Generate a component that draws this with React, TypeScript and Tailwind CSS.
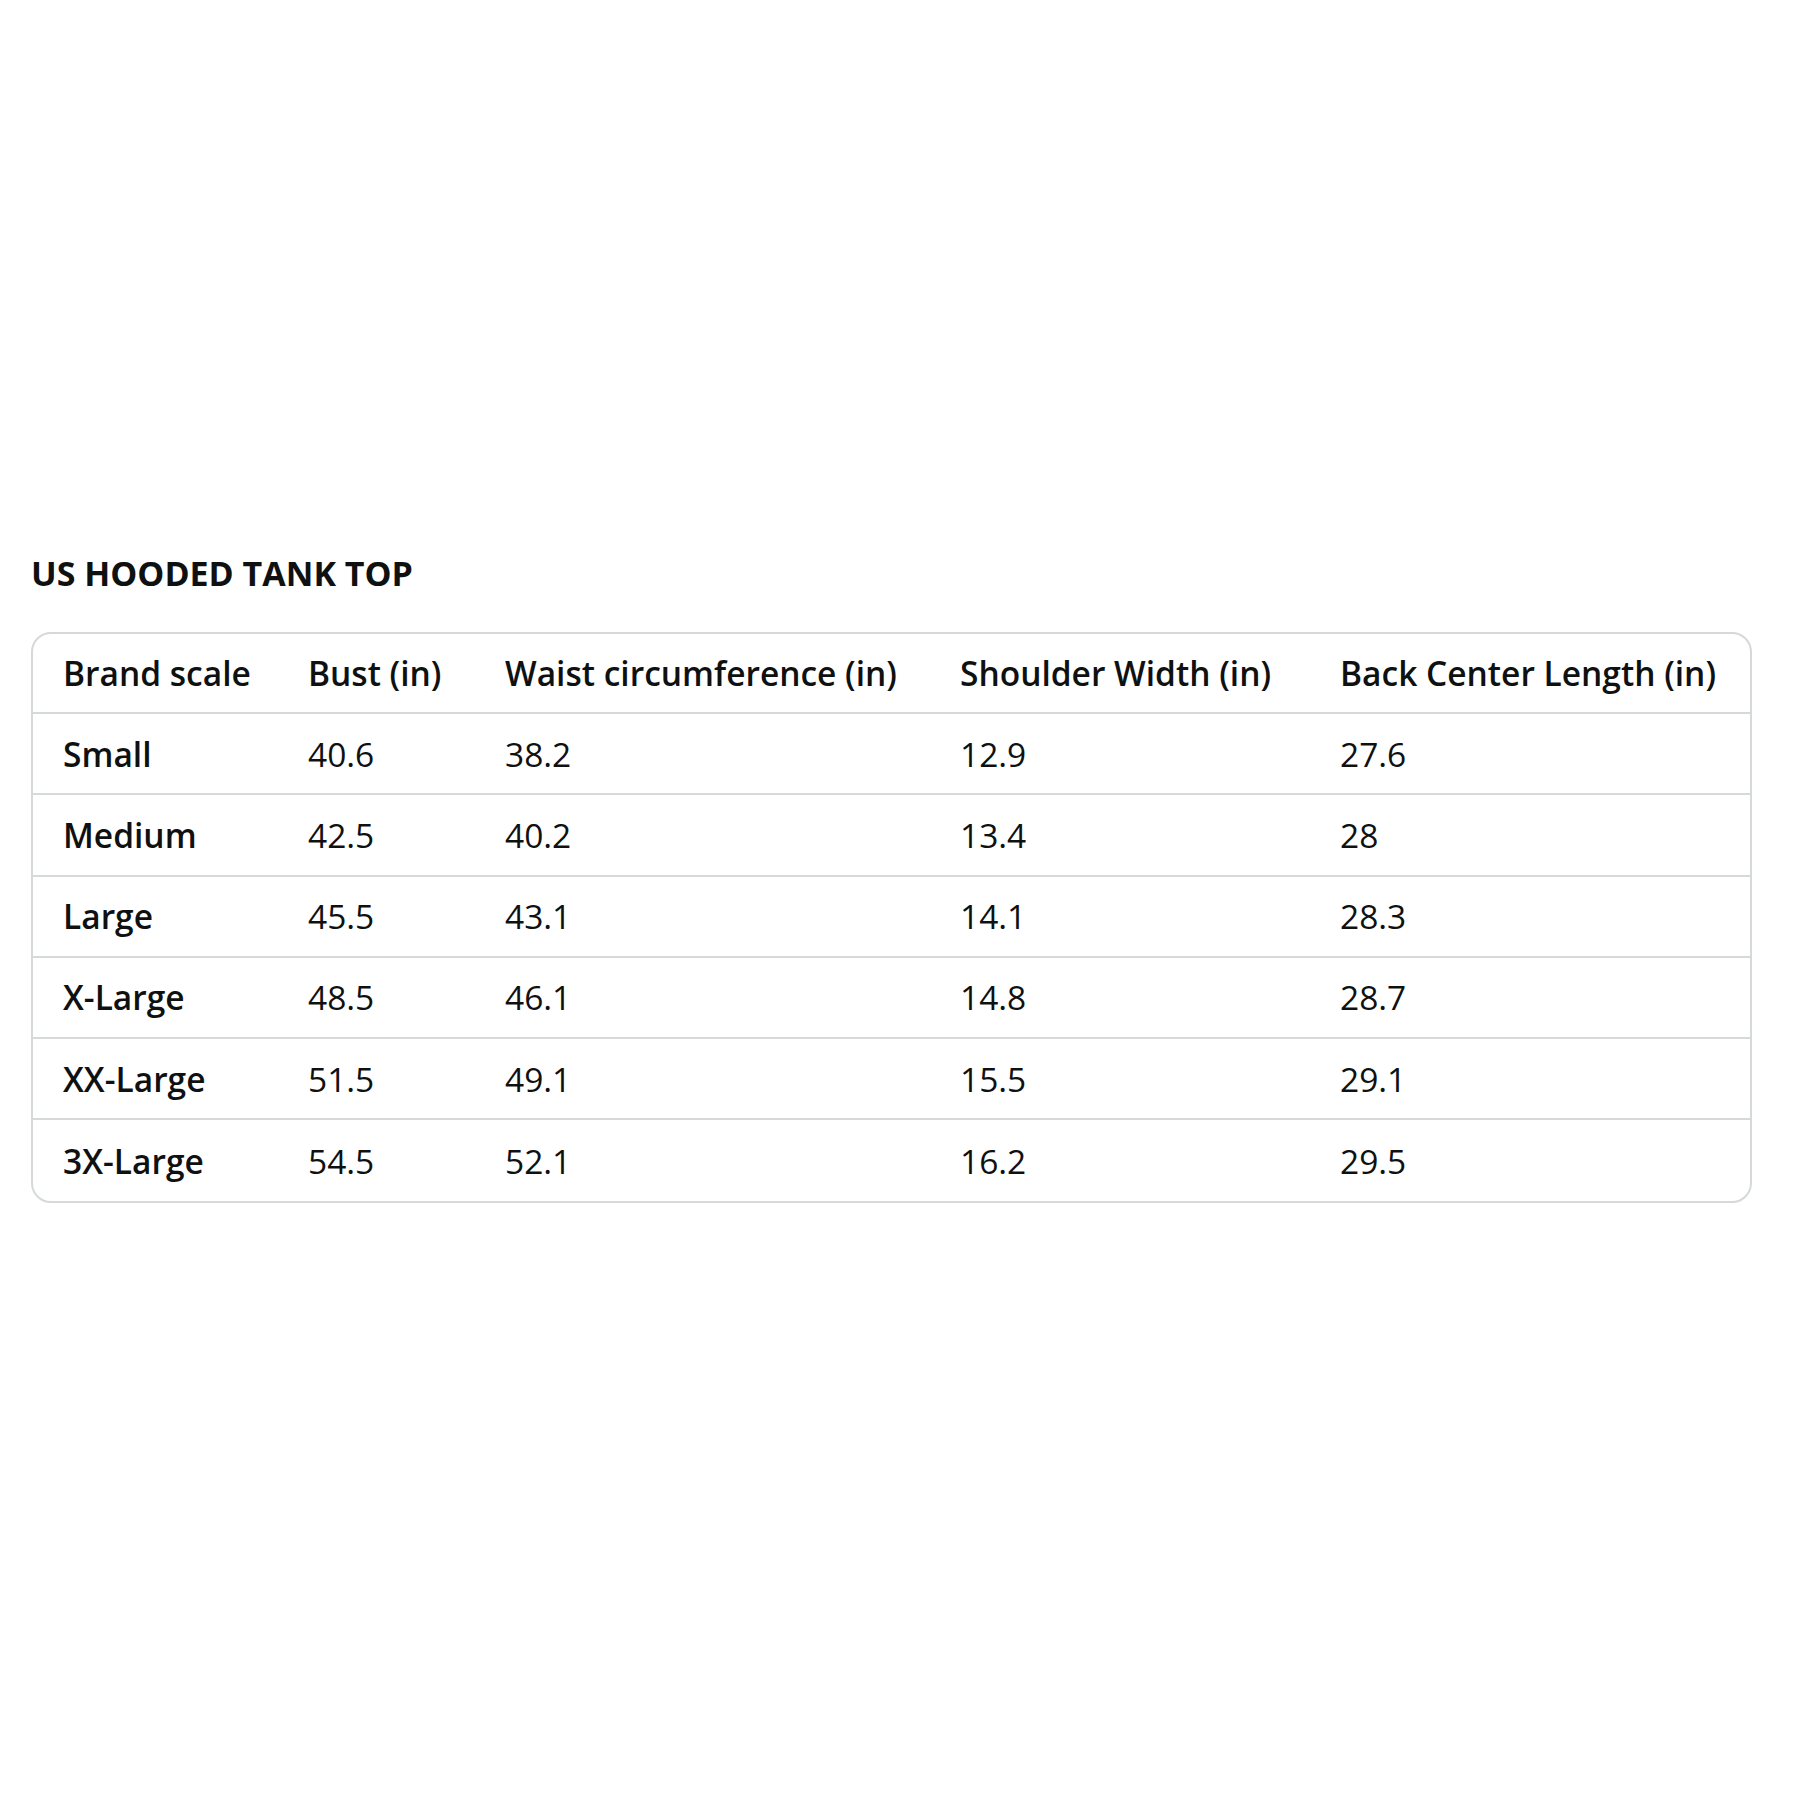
const headers = ["Brand scale", "Bust (in)", "Waist circumference (in)", "Shoulder Width (in)", "Back Center Length (in)"];

const rows = [
  ["Small", "40.6", "38.2", "12.9", "27.6"],
  ["Medium", "42.5", "40.2", "13.4", "28"],
  ["Large", "45.5", "43.1", "14.1", "28.3"],
  ["X-Large", "48.5", "46.1", "14.8", "28.7"],
  ["XX-Large", "51.5", "49.1", "15.5", "29.1"],
  ["3X-Large", "54.5", "52.1", "16.2", "29.5"],
];

const widths = ["w-[275px]", "w-[197px]", "w-[455px]", "w-[380px]", "w-auto"];

export default function App() {
  return (
    <div className="w-[1800px] h-[1800px] bg-white text-[#0f1111] font-['Open_Sans',sans-serif]">
      <div className="pt-[552px] pl-[31px]">
        <h2 className="text-[34px] font-bold leading-[42px]">US HOODED TANK TOP</h2>
        <div className="mt-[38px] border-2 border-[#d5d9d9] rounded-[20px] overflow-hidden w-[1721px]">
          <table className="w-full table-fixed border-collapse text-[33.5px]">
            <thead>
              <tr className="h-[79px]">
                {headers.map((h, i) => (
                  <th key={h} className={`${widths[i]} text-left font-semibold ${i === 0 ? "pl-[30px]" : "pl-0"} whitespace-nowrap`}>
                    {h}
                  </th>
                ))}
              </tr>
            </thead>
            <tbody>
              {rows.map((r) => (
                <tr key={r[0]} className="h-[81.3px] border-t-2 border-[#d5d9d9]">
                  {r.map((c, i) => (
                    <td key={i} className={`${i === 0 ? "pl-[30px] font-semibold" : "pl-0"} whitespace-nowrap`}>
                      {c}
                    </td>
                  ))}
                </tr>
              ))}
            </tbody>
          </table>
        </div>
      </div>
    </div>
  );
}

◇ ◇ ◇

◆ **Exercise instructions**: Without the pictures, print the whole listing exactly as given.

◆ **Finished task**:
Generate a component that draws this with React, TypeScript and Tailwind CSS.
const headers = ["Brand scale", "Bust (in)", "Waist circumference (in)", "Shoulder Width (in)", "Back Center Length (in)"];

const rows = [
  ["Small", "40.6", "38.2", "12.9", "27.6"],
  ["Medium", "42.5", "40.2", "13.4", "28"],
  ["Large", "45.5", "43.1", "14.1", "28.3"],
  ["X-Large", "48.5", "46.1", "14.8", "28.7"],
  ["XX-Large", "51.5", "49.1", "15.5", "29.1"],
  ["3X-Large", "54.5", "52.1", "16.2", "29.5"],
];

const widths = ["w-[275px]", "w-[197px]", "w-[455px]", "w-[380px]", "w-auto"];

export default function App() {
  return (
    <div className="w-[1800px] h-[1800px] bg-white text-[#0f1111] font-['Open_Sans',sans-serif]">
      <div className="pt-[552px] pl-[31px]">
        <h2 className="text-[34px] font-bold leading-[42px]">US HOODED TANK TOP</h2>
        <div className="mt-[38px] border-2 border-[#d5d9d9] rounded-[20px] overflow-hidden w-[1721px]">
          <table className="w-full table-fixed border-collapse text-[33.5px]">
            <thead>
              <tr className="h-[79px]">
                {headers.map((h, i) => (
                  <th key={h} className={`${widths[i]} text-left font-semibold ${i === 0 ? "pl-[30px]" : "pl-0"} whitespace-nowrap`}>
                    {h}
                  </th>
                ))}
              </tr>
            </thead>
            <tbody>
              {rows.map((r) => (
                <tr key={r[0]} className="h-[81.3px] border-t-2 border-[#d5d9d9]">
                  {r.map((c, i) => (
                    <td key={i} className={`${i === 0 ? "pl-[30px] font-semibold" : "pl-0"} whitespace-nowrap`}>
                      {c}
                    </td>
                  ))}
                </tr>
              ))}
            </tbody>
          </table>
        </div>
      </div>
    </div>
  );
}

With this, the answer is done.